Berlin (epd). Der Vorsitzende der Bundestags-Enquete-Kommission zum Afghanistan-Einsatz der Bundeswehr, Michael Müller (SPD), hat weitere Bemühungen gefordert, gefährdete Afghaninnen und Afghanen in Deutschland aufzunehmen. Von insgesamt mehr als 45.000 Personen befänden sich immer noch 15.000 Menschen in Afghanistan selbst oder im Nachbarland Pakistan in einer teils verzweifelten Lage, sagte Müller am Mittwoch in Berlin.
Der frühere Regierende Bürgermeister von Berlin schloss sich beim 3. Ortskräftekongress teilweise den Forderungen des Patenschaftsnetzwerks Ortskräfte an, das sich für die afghanischen Mitarbeiter der Deutschen während des Bundeswehreinsatzes in dem Land einsetzt.

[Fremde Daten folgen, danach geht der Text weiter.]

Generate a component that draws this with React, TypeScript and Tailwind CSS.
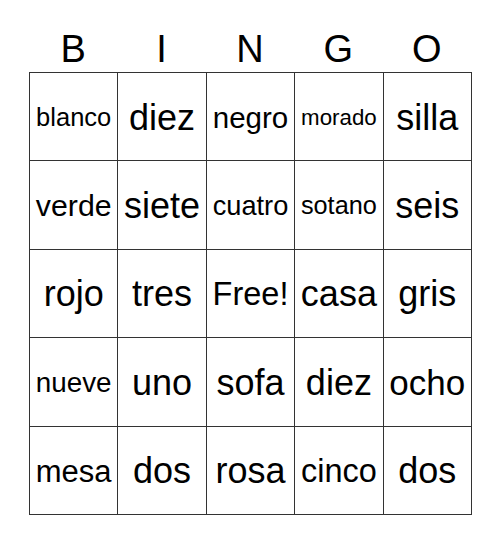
import React from 'react';

// size is the font size in px, fitted to the cell width (max 36)
const cells: { word: string; size: string }[] = [
  { word: 'blanco', size: 'text-[25.5px]' },
  { word: 'diez', size: 'text-[36px]' },
  { word: 'negro', size: 'text-[29.5px]' },
  { word: 'morado', size: 'text-[22.3px]' },
  { word: 'silla', size: 'text-[36px]' },
  { word: 'verde', size: 'text-[30.3px]' },
  { word: 'siete', size: 'text-[36px]' },
  { word: 'cuatro', size: 'text-[27.2px]' },
  { word: 'sotano', size: 'text-[25.3px]' },
  { word: 'seis', size: 'text-[36px]' },
  { word: 'rojo', size: 'text-[36px]' },
  { word: 'tres', size: 'text-[36px]' },
  { word: 'Free!', size: 'text-[32.5px]' },
  { word: 'casa', size: 'text-[36px]' },
  { word: 'gris', size: 'text-[36px]' },
  { word: 'nueve', size: 'text-[27.8px]' },
  { word: 'uno', size: 'text-[36px]' },
  { word: 'sofa', size: 'text-[36px]' },
  { word: 'diez', size: 'text-[36px]' },
  { word: 'ocho', size: 'text-[35px]' },
  { word: 'mesa', size: 'text-[31px]' },
  { word: 'dos', size: 'text-[36px]' },
  { word: 'rosa', size: 'text-[36px]' },
  { word: 'cinco', size: 'text-[32.5px]' },
  { word: 'dos', size: 'text-[36px]' },
];

const App: React.FC = () => {
  return (
    <div className="w-[500px] h-[544px] bg-white pt-[30px] font-['Liberation_Sans',Arial,sans-serif] text-black">
      {/* Header letters */}
      <div className="ml-[29px] w-[442px] h-[42px] grid grid-cols-5">
        {['B', 'I', 'N', 'G', 'O'].map((letter) => (
          <div key={letter} className="text-center text-[38px] leading-[38px]">
            {letter}
          </div>
        ))}
      </div>

      {/* Card */}
      <div className="ml-[29px] w-[443px] grid grid-cols-5 border-l border-t border-[#333]">
        {cells.map((cell, index) => (
          <div
            key={index}
            className="h-[88.4px] pt-[2px] flex items-center justify-center border-r border-b border-[#333] overflow-hidden whitespace-nowrap"
          >
            <span className={`${cell.size} leading-none`}>{cell.word}</span>
          </div>
        ))}
      </div>
    </div>
  );
};

export default App;
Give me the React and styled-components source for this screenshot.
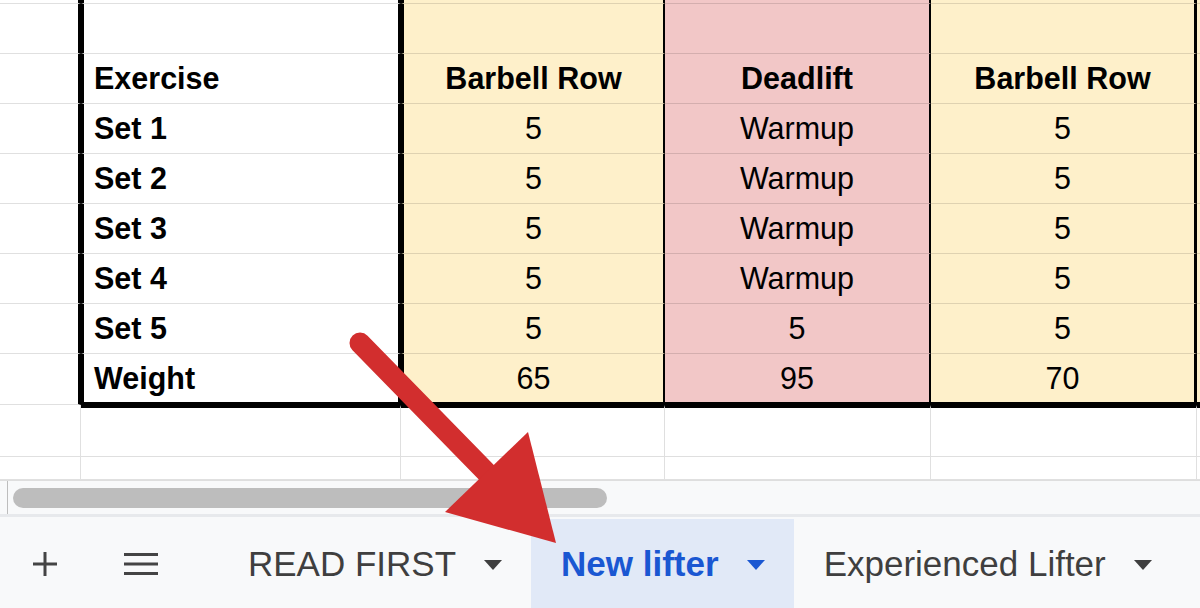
import React from "react";
import styled, { createGlobalStyle } from "styled-components";

const GlobalStyle = createGlobalStyle`
  html, body { margin: 0; padding: 0; background: #fff; }
  body { font-family: "Liberation Sans", Arial, Helvetica, sans-serif; overflow: hidden; }
  * { box-sizing: border-box; }
`;

const GRID = "rgba(0, 0, 0, 0.12)";
const HEADER_LINE = "#bdbdbd";
const YELLOW = "#fef0ca";
const PINK = "#f2c7c7";
const B3 = "3px solid #000";
const B2 = "2px solid #000";

const Page = styled.div`
  position: relative;
  width: 1200px;
  height: 608px;
  display: flex;
  flex-direction: column;
  overflow: hidden;
`;

const Sheet = styled.div`
  display: grid;
  grid-template-columns: 8px 73px 320px 264px 266px 266px 3px;
  grid-template-rows: 4px repeat(7, 50px) 51px 52px 23px;
  height: 480px;
  background: #fff;
`;

const Cell = styled.div`
  display: flex;
  align-items: center;
  justify-content: ${(p) => (p.$center ? "center" : "flex-start")};
  padding-left: ${(p) => (p.$center ? "0" : "10px")};
  background: ${(p) => p.$bg || "#fff"};
  border-right: ${(p) => p.$br || `1px solid ${GRID}`};
  border-bottom: ${(p) => p.$bb || `1px solid ${GRID}`};
  border-left: ${(p) => p.$bl || "none"};
  border-top: ${(p) => p.$bt || "none"};
  font-size: 30.5px;
  font-weight: ${(p) => (p.$bold ? 700 : 400)};
  color: #000;
  white-space: nowrap;
  overflow: hidden;
`;

const ScrollArea = styled.div`
  height: 34px;
  display: flex;
  background: #f8f9fa;
  border-top: 1px solid #dedede;
`;

const ScrollStub = styled.div`
  width: 8px;
  border-right: 1px solid ${HEADER_LINE};
`;

const ScrollTrack = styled.div`
  flex: 1;
  padding: 7px 0 0 5px;
`;

const Thumb = styled.div`
  width: 594px;
  height: 20px;
  border-radius: 10px;
  background: #bdbdbd;
`;

const TabBar = styled.div`
  height: 94px;
  display: flex;
  align-items: stretch;
  padding: 2px 0 0 21px;
  background: #f8f9fa;
  border-top: 3px solid #e7e9ec;
`;

const IconButton = styled.div`
  width: 48px;
  display: flex;
  align-items: center;
  justify-content: center;
  margin-right: ${(p) => p.$gap || 0}px;
`;

const Tab = styled.div`
  display: flex;
  align-items: center;
  gap: 28px;
  padding: 0 29px 0 30px;
  background: ${(p) => (p.$active ? "#e1e9f7" : "transparent")};
  color: ${(p) => (p.$active ? "#1a57d2" : "#3f3f3f")};
  font-size: 35px;
  font-weight: ${(p) => (p.$active ? 700 : 400)};
  white-space: nowrap;
`;

const Caret = styled.span`
  width: 0;
  height: 0;
  border-left: 9px solid transparent;
  border-right: 9px solid transparent;
  border-top: 10px solid currentColor;
  margin-top: 2px;
`;

const ArrowLayer = styled.svg`
  position: absolute;
  left: 0;
  top: 0;
  pointer-events: none;
`;

const rows = [
  { label: "", cells: ["", "", ""] },
  { label: "", cells: ["", "", ""] },
  { label: "Exercise", cells: ["Barbell Row", "Deadlift", "Barbell Row"], head: true },
  { label: "Set 1", cells: ["5", "Warmup", "5"] },
  { label: "Set 2", cells: ["5", "Warmup", "5"] },
  { label: "Set 3", cells: ["5", "Warmup", "5"] },
  { label: "Set 4", cells: ["5", "Warmup", "5"] },
  { label: "Set 5", cells: ["5", "5", "5"] },
  { label: "Weight", cells: ["65", "95", "70"] },
];

function TableRow({ row, last }) {
  const bb = last ? B3 : undefined;
  return (
    <>
      <Cell $br={`1px solid ${HEADER_LINE}`} />
      <Cell $br={B3} />
      <Cell $bl={B3} $br={B3} $bb={bb} $bold>
        {row.label}
      </Cell>
      <Cell $bl={B3} $br={B2} $bb={bb} $bg={YELLOW} $center $bold={row.head}>
        {row.cells[0]}
      </Cell>
      <Cell $br={B2} $bb={bb} $bg={PINK} $center $bold={row.head}>
        {row.cells[1]}
      </Cell>
      <Cell $br={B3} $bb={bb} $bg={YELLOW} $center $bold={row.head}>
        {row.cells[2]}
      </Cell>
      <Cell $br="none" $bb={bb} $bg={YELLOW} />
    </>
  );
}

function EmptyRow({ first }) {
  const bt = first ? B3 : undefined;
  return (
    <>
      <Cell $br={`1px solid ${HEADER_LINE}`} />
      <Cell />
      <Cell $bt={bt} />
      <Cell $bt={bt} />
      <Cell $bt={bt} />
      <Cell $bt={bt} />
      <Cell $bt={bt} $br="none" />
    </>
  );
}

function PlusIcon() {
  return (
    <svg width="26" height="26" viewBox="0 0 26 26">
      <path d="M13 1v24M1 13h24" stroke="#444" strokeWidth="3" fill="none" />
    </svg>
  );
}

function MenuIcon() {
  return (
    <svg width="34" height="22" viewBox="0 0 34 22">
      <path d="M0 1.5h34M0 11h34M0 20.5h34" stroke="#444" strokeWidth="3" fill="none" />
    </svg>
  );
}

const tabs = [
  { name: "READ FIRST" },
  { name: "New lifter", active: true },
  { name: "Experienced Lifter" },
];

export default function App() {
  return (
    <>
      <GlobalStyle />
      <Page>
        <Sheet>
          {rows.map((r, i) => (
            <TableRow key={i} row={r} last={i === rows.length - 1} />
          ))}
          <EmptyRow first />
          <EmptyRow />
        </Sheet>
        <ScrollArea>
          <ScrollStub />
          <ScrollTrack>
            <Thumb />
          </ScrollTrack>
        </ScrollArea>
        <TabBar>
          <IconButton $gap={48}>
            <PlusIcon />
          </IconButton>
          <IconButton $gap={53}>
            <MenuIcon />
          </IconButton>
          {tabs.map((t) => (
            <Tab key={t.name} $active={t.active}>
              <span>{t.name}</span>
              <Caret />
            </Tab>
          ))}
        </TabBar>
        <ArrowLayer width="1200" height="608" viewBox="0 0 1200 608">
          <line x1="360" y1="343" x2="490" y2="476" stroke="#d22e2e" strokeWidth="21" strokeLinecap="round" />
          <polygon points="528,432 445,512 556,543" fill="#d22e2e" />
        </ArrowLayer>
      </Page>
    </>
  );
}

Mit Blick auf die Hürden in den Aufnahmeverfahren kritisierte Müller: „Was nicht legitim ist, ist, dass die Leute keine Chance haben, in diesen Verfahren zu bestehen.“ Derzeit ist zudem nicht sicher, ob das Bundesaufnahmeprogramm, das im Oktober 2022 gestartet worden ist, im kommenden Jahr noch finanziert wird. Darüber werde im Rahmen der gegenwärtigen Haushaltsberatungen verhandelt, sagte Müller.
Das Bundesaufnahmeprogramm richtet sich an Menschen, die wegen ihres Einsatzes für Frauen- und Menschenrechte oder ihrer früheren Arbeit in wichtigen gesellschaftlichen Bereichen wie Justiz, Bildung oder Politik Verfolgung durch die Taliban fürchten müssen. Auch Familienangehörige können so nach Deutschland einreisen. Ursprünglich war vorgesehen, 1.000 Menschen pro Monat die Einreise zu ermöglichen. Tatsächlich sind bis heute nur knapp 600 Personen über das Programm gekommen. Insgesamt wurden laut Innenministerium für mehr als 2.800 Personen Aufnahmezusagen erteilt.
Das Patenschaftsnetzwerk Ortskräfte fordert zudem seit Jahren ohne Erfolg eine Reform des Ortskräfte-Verfahrens. Zentral sei, dass volljährige Kinder ehemaliger Ortskräfte aufgenommen würden, sagte Qais Nekzai vom Patenschaftsnetzwerk. Sie seien in Afghanistan der Verfolgung durch die Taliban ausgesetzt, müssten Folter und Tod fürchten und hielten sich teilweise seit Jahren versteckt. Das Ortskräfte-Verfahren sieht nur die Aufnahme minderjähriger Kinder vor.
Laut Zahlen des Innenministeriums hat Deutschland nach der Machtübernahme der Taliban insgesamt mehr als 34.100 gefährdete Afghaninnen und Afghanen aufgenommen, darunter mehr als 20.400 ehemalige Ortskräfte mit ihren Familienangehörigen. Die meisten von ihnen waren während des Bundeswehreinsatzes für die deutschen Streitkräfte oder andere deutsche Institutionen tätig. Insgesamt 48.100 gefährdete Afghaninnen und Afghanen wurde in den vergangen drei Jahren eine Aufnahme in Aussicht gestellt.
Der Ortskräftekongress fand zum dritten Mal statt. Er wird ausgerichtet vom Patenschaftsnetzwerk, der Flüchtlingsorganisation Pro Asyl und der Evangelischen Akademie zu Berlin.